Although Forbes estimates Manchester United's worth at $3.17 billion, making it the world's second-most valuable sports franchise behind Real Madrid, its debt load left the team cautious during the transfer period in recent years. Between 2001 and 2008 Man U spent more than $29 million on transfer fees for a single player six times. In the last five years it did that just once for Van Persie, a deal that went forward only after Glazer gave his approval while allowing the likes of Cristiano Ronaldo to leave for better-paying deals elsewhere."We've always operated like this," Gill said. "The key cost at any football club is the players, and we've had a target of spending no more than 50% of revenues on wages."
That philosophy has been the exception around the Premier League in recent years, but it will soon become the rule after clubs ratified the long-debated Financial Fair Play guidelines earlier this month. The plan, which goes into effect this summer, will limit how much debt teams can take on over a three-season period while instituting what amounts to a soft cap on salary increases.
The cap may be breached if a club can cover the additional costs through added commercial revenue a clause that benefits sponsorship-rich teams such as United while hurting rivals like Chelsea and Manchester City, which have been funding their payrolls primarily out of their owners' deep pockets.
Numbers are all adding up for Manchester United, Los Angeles Times, April 27, 2013.
If the EPL can put a lid on the socialism that permeates the NFL, I’d say it’d be better. But look above, say hello to salary caps.
After their draft debacle, I think the Cowboys are headed down that list.
Best thing about the EPL, if you suck, you get relegated. Could use that in the NFL.
Q. What is “Manchester United”?
37% responded “a defense contractor that makes up-armored Humvees.
22% responded “a New Hampshire-based charity”.
17% responded “an electro-pop band popular in the early days of MTV”
10% responded “a stock that Ward Cleaver wanted Wally and the Beaver to buy, but Eddie Haskell talked them into buying Jet Electro instead”.
8% responded “one of the occasional talking heads on the Fox News All-Star Panel”.
6% responded “I have absolutely no friggin’ clue whatsoever”.
2014 Rose Bowl: Oakland Raiders vs Detroit Lions - hey, PAC 10 vs Big 10, just like old times.
Meh. I don’t see salary caps as socialism, because the entire NFL is more or less one giant corporation, with independently operated subsidiaries. It is in the NFL’s best interest to prevent certain subsidiaries from being too dominant simply because they have more money to spend — they are competing in this respect against other forms of entertainment, not each other.
EPL is slightly different in that the membership of the group has a 15% turnover every year due to relegation/promotion. The clubs really are independent businesses and the FA isn’t as strong of a central organization as the NFL is (from what I’ve seen, at least). But I think the FA really does have a vested interest in making sure that they don’t become Spain, where they basically have two competitive teams and everyone else plays for third.

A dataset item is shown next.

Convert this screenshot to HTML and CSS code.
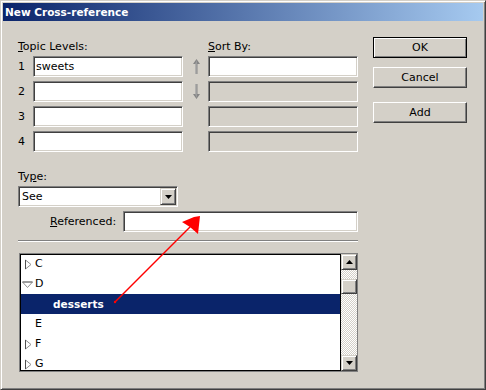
FILE: index.html
```html
<!DOCTYPE html>
<html lang="en">
<head>
  <meta charset="UTF-8">
  <title>New Cross-reference</title>
  <link rel="stylesheet" href="styles.css">
</head>
<body>

<div class="window">
  <div class="titlebar">New Cross-reference</div>

  <div class="body">
    <div class="top">
      <div class="levels">
        <div class="label topic-label"><u>T</u>opic Levels:</div>
        <div class="label sort-label"><u>S</u>ort By:</div>

        <span class="num">1</span>
        <input class="field" value="sweets">
        <span class="move">
          <svg width="7" height="15" viewBox="0 0 7 15"><path d="M3.5 0 L7 5 L4.5 5 L4.5 15 L2.5 15 L2.5 5 L0 5 Z" fill="#858585"/><path d="M2.5 5 L2.5 15 L3.5 15 L3.5 1 Z" fill="#b4b4b4"/></svg>
        </span>
        <input class="field">

        <span class="num">2</span>
        <input class="field">
        <span class="move">
          <svg width="7" height="15" viewBox="0 0 7 15"><path d="M3.5 15 L7 10 L4.5 10 L4.5 0 L2.5 0 L2.5 10 L0 10 Z" fill="#858585"/><path d="M2.5 10 L2.5 0 L3.5 0 L3.5 14 Z" fill="#b4b4b4"/></svg>
        </span>
        <input class="field" disabled>

        <span class="num">3</span>
        <input class="field">
        <span class="move"></span>
        <input class="field" disabled>

        <span class="num">4</span>
        <input class="field">
        <span class="move"></span>
        <input class="field" disabled>
      </div>

      <div class="buttons">
        <button class="btn default">OK</button>
        <button class="btn">Cancel</button>
        <button class="btn add">Add</button>
      </div>
    </div>

    <div class="lower">
      <div class="label type-label">Ty<u>p</u>e:</div>
      <div class="combo">
        <span class="combo-text">See</span>
        <span class="drop">
          <svg width="7" height="4" viewBox="0 0 7 4"><path d="M0 0 H7 L3.5 4 Z" fill="#000"/></svg>
        </span>
      </div>

      <div class="ref-row">
        <span class="label"><u>R</u>eferenced:</span>
        <input class="field ref-field">
      </div>

      <div class="separator"></div>

      <div class="listbox">
        <ul class="tree">
          <li>
            <svg class="twisty" width="11" height="11" viewBox="0 0 11 11"><path d="M3.5 1 L9 5.5 L3.5 10 Z" fill="#fff" stroke="#909090"/><path d="M3.5 1 V10" stroke="#505050"/></svg>
            C
          </li>
          <li>
            <svg class="twisty" width="11" height="11" viewBox="0 0 11 11"><path d="M0.5 3 L10.5 3 L5.5 8.5 Z" fill="#fff" stroke="#909090"/><path d="M0.5 3 H10.5" stroke="#707070"/></svg>
            D
          </li>
          <li class="child selected">desserts</li>
          <li><span class="twisty"></span>E</li>
          <li>
            <svg class="twisty" width="11" height="11" viewBox="0 0 11 11"><path d="M3.5 1 L9 5.5 L3.5 10 Z" fill="#fff" stroke="#909090"/><path d="M3.5 1 V10" stroke="#505050"/></svg>
            F
          </li>
          <li>
            <svg class="twisty" width="11" height="11" viewBox="0 0 11 11"><path d="M3.5 1 L9 5.5 L3.5 10 Z" fill="#fff" stroke="#909090"/><path d="M3.5 1 V10" stroke="#505050"/></svg>
            G
          </li>
        </ul>
        <div class="scrollbar">
          <div class="sb-btn">
            <svg width="7" height="4" viewBox="0 0 7 4"><path d="M3.5 0 L7 4 H0 Z" fill="#000"/></svg>
          </div>
          <div class="sb-btn thumb"></div>
          <div class="sb-btn down">
            <svg width="7" height="4" viewBox="0 0 7 4"><path d="M0 0 H7 L3.5 4 Z" fill="#000"/></svg>
          </div>
        </div>
      </div>
    </div>
  </div>

  <!-- red annotation arrow drawn over the dialog -->
  <svg class="annotation" width="486" height="390" viewBox="0 0 486 390">
    <line x1="115" y1="302" x2="191" y2="226" stroke="#ff0000" stroke-width="1.5"/>
    <circle cx="115" cy="302" r="1.2" fill="#ff0000"/>
    <path d="M200 216 L198 234 L190 227 L182 222 L194 217 Z" fill="#ff0000"/>
  </svg>
</div>

</body>
</html>
```

FILE: styles.css
```css
body {
  margin: 0;
  font-family: "DejaVu Sans", sans-serif;
  font-size: 11px;
  color: #000;
  background-color: #d4d0c8;
}
.window {
  position: relative;
  width: 486px;
  height: 390px;
  box-sizing: border-box;
  padding: 2px;
  background-color: #d4d0c8;
  border: 1px solid;
  border-color: #d4d0c8 #404040 #404040 #d4d0c8;
  box-shadow: inset 1px 1px #fff, inset -1px -1px #808080;
}
.titlebar {
  height: 18px;
  line-height: 18px;
  padding-left: 2px;
  color: #fff;
  font-size: 10.5px;
  font-weight: bold;
  background: linear-gradient(to right, #0a246a, #a6caf0);
}
.body {
  padding-left: 15px;
}
.label {
  line-height: 13px;
  white-space: nowrap;
}
.top {
  display: flex;
  align-items: flex-start;
}
.levels {
  display: grid;
  grid-template-columns: 15px 150px 25px 150px;
  grid-template-rows: 12px repeat(4, 21px);
  row-gap: 4px;
  margin-top: 19px;
}
.topic-label {
  grid-column: 1 / 3;
}
.sort-label {
  grid-column: 4;
}
.num {
  align-self: center;
}
.move {
  display: flex;
  align-items: center;
  padding-left: 10px;
}
.move svg {
  display: block;
}
.field {
  box-sizing: border-box;
  width: 100%;
  height: 21px;
  margin: 0;
  padding: 0 2px;
  font-family: "DejaVu Sans", sans-serif;
  font-size: 11px;
  color: #000;
  background-color: #fff;
  border: 1px solid;
  border-color: #808080 #fff #fff #808080;
  box-shadow: inset 1px 1px #404040, inset -1px -1px #d4d0c8;
  outline: none;
}
.field:disabled {
  background-color: #d4d0c8;
}
.buttons {
  display: flex;
  flex-direction: column;
  margin-top: 16px;
  margin-left: 15px;
}
.btn {
  width: 94px;
  height: 21px;
  margin: 0 0 9px 0;
  padding: 0;
  font-family: "DejaVu Sans", sans-serif;
  font-size: 11px;
  color: #000;
  background-color: #d4d0c8;
  border: 1px solid;
  border-color: #fff #404040 #404040 #fff;
  box-shadow: inset -1px -1px #808080, inset 1px 1px #d4d0c8;
}
.btn.default {
  border-color: #000;
  box-shadow: inset 1px 1px #fff, inset -1px -1px #808080;
}
.btn.add {
  margin-top: 5px;
}
.lower {
  width: 340px;
}
.type-label {
  margin-top: 18px;
}
.combo {
  display: flex;
  align-items: center;
  box-sizing: border-box;
  width: 160px;
  height: 21px;
  margin-top: 3px;
  padding: 1px;
  background-color: #fff;
  border: 1px solid;
  border-color: #808080 #fff #fff #808080;
  box-shadow: inset 1px 1px #404040, inset -1px -1px #d4d0c8;
}
.combo-text {
  flex: 1;
  padding-left: 2px;
}
.drop {
  display: flex;
  align-items: center;
  justify-content: center;
  box-sizing: border-box;
  width: 16px;
  height: 17px;
  background-color: #d4d0c8;
  border: 1px solid;
  border-color: #d4d0c8 #404040 #404040 #d4d0c8;
  box-shadow: inset 1px 1px #fff, inset -1px -1px #808080;
}
.drop svg {
  display: block;
}
.ref-row {
  display: flex;
  align-items: center;
  margin-top: 4px;
}
.ref-row .label {
  margin-left: 32px;
}
.ref-field {
  width: 235px;
  margin-left: auto;
}
.separator {
  margin-top: 8px;
  height: 1px;
  background-color: #808080;
  border-bottom: 1px solid #fff;
}
.listbox {
  display: flex;
  box-sizing: border-box;
  width: 339px;
  height: 119px;
  margin-top: 11px;
  margin-left: 1px;
  border: 1px solid #808080;
}
.tree {
  flex: 1;
  margin: 0;
  padding: 0;
  list-style: none;
  overflow: hidden;
  background-color: #fff;
  border: 1px solid #000;
}
.tree li {
  display: flex;
  align-items: center;
  height: 20px;
  line-height: 20px;
}
.tree li:first-child {
  margin-top: -1px;
}
.twisty {
  display: block;
  width: 11px;
  height: 11px;
  margin: 0 2px 0 1px;
  flex: none;
}
.tree .child {
  padding-left: 32px;
}
.tree .selected {
  color: #fff;
  font-weight: bold;
  font-size: 10.5px;
  background-color: #0a246a;
}
.scrollbar {
  display: flex;
  flex-direction: column;
  width: 16px;
  background: repeating-conic-gradient(#fff 0 25%, #d4d0c8 0 50%) 0 0 / 2px 2px;
}
.sb-btn {
  display: flex;
  align-items: center;
  justify-content: center;
  box-sizing: border-box;
  width: 16px;
  height: 16px;
  background-color: #d4d0c8;
  border: 1px solid;
  border-color: #d4d0c8 #404040 #404040 #d4d0c8;
  box-shadow: inset 1px 1px #fff, inset -1px -1px #808080;
}
.sb-btn svg {
  display: block;
}
.thumb {
  height: 15px;
  margin-top: 9px;
}
.sb-btn.down {
  margin-top: auto;
}
.annotation {
  position: absolute;
  top: -1px;
  left: -1px;
  pointer-events: none;
}
```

And yet look at the Bundesliga, which is about to put two teams in the Champions League Final....They mainly develop their players and don’t go on the wild spending binges, that their English and Spanish counterparts do.

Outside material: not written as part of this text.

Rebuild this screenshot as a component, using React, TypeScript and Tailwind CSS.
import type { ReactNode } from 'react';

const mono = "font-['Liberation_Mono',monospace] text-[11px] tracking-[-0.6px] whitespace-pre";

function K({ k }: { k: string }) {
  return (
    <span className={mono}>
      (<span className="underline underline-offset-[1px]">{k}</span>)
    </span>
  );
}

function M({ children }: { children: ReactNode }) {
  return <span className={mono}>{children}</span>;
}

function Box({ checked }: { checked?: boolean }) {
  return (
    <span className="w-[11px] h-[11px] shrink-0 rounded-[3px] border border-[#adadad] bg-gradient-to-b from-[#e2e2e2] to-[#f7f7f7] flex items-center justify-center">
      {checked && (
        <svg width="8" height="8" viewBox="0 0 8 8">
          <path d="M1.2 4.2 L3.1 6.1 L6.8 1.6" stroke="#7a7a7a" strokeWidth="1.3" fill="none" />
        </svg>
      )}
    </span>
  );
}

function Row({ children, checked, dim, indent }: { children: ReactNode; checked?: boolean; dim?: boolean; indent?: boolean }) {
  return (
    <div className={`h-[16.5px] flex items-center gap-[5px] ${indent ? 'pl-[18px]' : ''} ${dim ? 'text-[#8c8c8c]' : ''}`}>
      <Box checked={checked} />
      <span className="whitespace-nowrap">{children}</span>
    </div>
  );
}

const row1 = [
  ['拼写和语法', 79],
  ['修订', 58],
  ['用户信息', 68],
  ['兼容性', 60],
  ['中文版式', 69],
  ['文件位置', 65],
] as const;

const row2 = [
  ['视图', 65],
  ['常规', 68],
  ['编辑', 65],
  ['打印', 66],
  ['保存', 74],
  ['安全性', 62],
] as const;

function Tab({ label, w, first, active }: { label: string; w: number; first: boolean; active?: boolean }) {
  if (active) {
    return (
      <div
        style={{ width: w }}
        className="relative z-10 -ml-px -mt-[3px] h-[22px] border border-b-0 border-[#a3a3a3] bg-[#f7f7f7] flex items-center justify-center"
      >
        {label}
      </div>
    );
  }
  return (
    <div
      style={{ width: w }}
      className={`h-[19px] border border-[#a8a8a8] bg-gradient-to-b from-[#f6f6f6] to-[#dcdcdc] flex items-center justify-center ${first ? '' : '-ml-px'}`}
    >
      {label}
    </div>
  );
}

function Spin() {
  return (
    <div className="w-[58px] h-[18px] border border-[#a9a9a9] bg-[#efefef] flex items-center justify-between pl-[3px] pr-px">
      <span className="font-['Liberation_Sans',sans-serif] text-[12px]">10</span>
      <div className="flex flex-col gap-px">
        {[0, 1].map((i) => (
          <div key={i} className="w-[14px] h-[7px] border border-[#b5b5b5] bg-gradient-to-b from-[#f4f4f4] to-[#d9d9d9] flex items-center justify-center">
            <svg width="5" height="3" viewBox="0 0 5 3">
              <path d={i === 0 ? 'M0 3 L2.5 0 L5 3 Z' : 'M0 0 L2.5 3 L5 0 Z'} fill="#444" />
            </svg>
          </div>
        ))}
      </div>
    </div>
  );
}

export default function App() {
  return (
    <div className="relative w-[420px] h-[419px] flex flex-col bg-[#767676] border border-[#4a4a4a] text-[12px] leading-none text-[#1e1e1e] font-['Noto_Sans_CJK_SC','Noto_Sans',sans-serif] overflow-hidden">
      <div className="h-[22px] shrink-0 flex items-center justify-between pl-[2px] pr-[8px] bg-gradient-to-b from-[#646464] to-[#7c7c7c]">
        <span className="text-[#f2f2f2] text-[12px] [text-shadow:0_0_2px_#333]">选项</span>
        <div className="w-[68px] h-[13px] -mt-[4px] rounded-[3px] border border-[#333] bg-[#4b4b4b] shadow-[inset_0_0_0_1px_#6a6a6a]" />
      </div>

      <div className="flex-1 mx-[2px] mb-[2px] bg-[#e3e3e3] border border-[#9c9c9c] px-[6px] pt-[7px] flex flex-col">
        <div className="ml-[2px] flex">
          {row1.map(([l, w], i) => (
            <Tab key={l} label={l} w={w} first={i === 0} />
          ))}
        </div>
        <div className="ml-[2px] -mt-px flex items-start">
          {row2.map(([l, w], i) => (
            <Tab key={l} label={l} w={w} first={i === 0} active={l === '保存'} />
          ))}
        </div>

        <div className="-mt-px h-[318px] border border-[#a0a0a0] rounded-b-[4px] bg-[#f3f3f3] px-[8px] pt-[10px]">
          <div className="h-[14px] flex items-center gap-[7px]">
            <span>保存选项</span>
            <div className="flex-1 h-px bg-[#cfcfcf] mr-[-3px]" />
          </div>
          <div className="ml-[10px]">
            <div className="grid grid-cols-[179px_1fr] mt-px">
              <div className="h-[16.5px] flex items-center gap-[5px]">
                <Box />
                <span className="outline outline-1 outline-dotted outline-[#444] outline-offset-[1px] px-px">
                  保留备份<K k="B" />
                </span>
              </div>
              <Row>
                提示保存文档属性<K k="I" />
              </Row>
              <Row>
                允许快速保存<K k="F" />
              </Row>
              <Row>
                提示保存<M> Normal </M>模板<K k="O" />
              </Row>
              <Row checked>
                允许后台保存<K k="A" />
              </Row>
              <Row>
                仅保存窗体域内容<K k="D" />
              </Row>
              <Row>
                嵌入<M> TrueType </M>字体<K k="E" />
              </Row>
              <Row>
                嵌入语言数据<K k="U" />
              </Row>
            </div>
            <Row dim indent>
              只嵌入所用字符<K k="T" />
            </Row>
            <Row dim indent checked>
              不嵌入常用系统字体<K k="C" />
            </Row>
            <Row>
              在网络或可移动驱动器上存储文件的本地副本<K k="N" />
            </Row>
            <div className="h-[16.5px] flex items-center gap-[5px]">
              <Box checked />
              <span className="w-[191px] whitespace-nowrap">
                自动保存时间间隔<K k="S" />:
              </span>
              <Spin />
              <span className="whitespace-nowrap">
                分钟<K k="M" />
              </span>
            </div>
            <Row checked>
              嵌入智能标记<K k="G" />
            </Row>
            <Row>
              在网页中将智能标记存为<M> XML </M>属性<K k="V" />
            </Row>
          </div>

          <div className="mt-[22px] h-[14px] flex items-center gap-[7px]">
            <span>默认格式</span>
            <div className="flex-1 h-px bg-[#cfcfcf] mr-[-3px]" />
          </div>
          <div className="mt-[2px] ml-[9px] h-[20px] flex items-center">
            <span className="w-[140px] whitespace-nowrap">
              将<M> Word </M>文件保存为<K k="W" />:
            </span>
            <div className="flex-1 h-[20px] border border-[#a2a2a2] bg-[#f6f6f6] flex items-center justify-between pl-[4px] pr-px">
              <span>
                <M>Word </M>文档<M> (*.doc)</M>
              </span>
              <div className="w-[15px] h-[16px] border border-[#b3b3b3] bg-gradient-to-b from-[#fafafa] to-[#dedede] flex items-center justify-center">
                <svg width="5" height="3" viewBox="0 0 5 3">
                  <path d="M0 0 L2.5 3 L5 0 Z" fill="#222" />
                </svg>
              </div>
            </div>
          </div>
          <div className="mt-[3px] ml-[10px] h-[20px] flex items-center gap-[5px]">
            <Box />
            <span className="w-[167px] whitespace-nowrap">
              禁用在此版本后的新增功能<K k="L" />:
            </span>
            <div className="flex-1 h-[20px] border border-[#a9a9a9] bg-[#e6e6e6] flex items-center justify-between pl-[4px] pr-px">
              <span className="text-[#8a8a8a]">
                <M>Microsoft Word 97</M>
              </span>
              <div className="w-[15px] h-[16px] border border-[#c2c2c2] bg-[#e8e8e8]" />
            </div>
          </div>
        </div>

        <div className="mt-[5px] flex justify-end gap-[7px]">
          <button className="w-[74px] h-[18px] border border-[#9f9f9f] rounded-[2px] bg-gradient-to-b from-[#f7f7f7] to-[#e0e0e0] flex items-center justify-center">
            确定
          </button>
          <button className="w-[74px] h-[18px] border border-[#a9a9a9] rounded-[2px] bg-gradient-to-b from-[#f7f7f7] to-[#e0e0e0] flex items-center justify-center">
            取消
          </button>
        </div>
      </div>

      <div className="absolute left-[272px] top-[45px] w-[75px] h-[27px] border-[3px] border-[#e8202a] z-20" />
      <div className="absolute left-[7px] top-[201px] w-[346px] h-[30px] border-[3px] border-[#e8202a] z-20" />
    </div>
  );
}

I get it. But if I buy a Chicago Bears jersey, a portion of the money I spend (albeit a “small” percentage), shouldn’t go to support the Green Bay Packers.
I just wonder how long until the big Euro teams, like United, Real Madrid, Bayern Munich, etc. decide to start their own European Premier League. I mean how much does it gain United to play domestic games against the likes of Wigan, when they could play Real Madrid twice every year instead (of course assuming they wouldn’t meet during the Champions League).
Soccernomics: Why England Loses, Why Germany and Brazil Win, and Why the U.S., Japan, Australia, Turkey--and Even Iraq--Are Destined to Become the Kings of the World's Most Popular Sport.
ping to #18
Yeah, 10-team divisions, with home-and-home giving you an 18 game schedule, no playoffs, bottom/top teams get promoted/demoted. Have a separate FA cup style tournament spaced throughout the year to replace the playoffs.
It lowers the barrier to entry for new franchises, too, as they would only need to be competitive in 4th (or 5th!) division to start up, but could build their way higher over time. It's also an incentive for top teams to not go the "rebuilding year" route, as demotion would be very costly.
It would probably work well for broadcast as well, with the traditional highlight games showing the top division, and maybe moving the lower divisions to nights normally devoid of football, for the true football junkies.
The biggest drawback: potential loss of traditional rivalries for long stretches at a time.
That said, I can't see the owners or player's union going for it. It's a big benefit for the top clubs, and some of the less competitive clubs might actually prefer running on the cheap (*cough* Arizona *cough*). It would probably be the end of the draft, too, allowing prospects to sign with whatever team cares to recruit them (and then possibly sent on loan to a lower division to get some game experience at that level).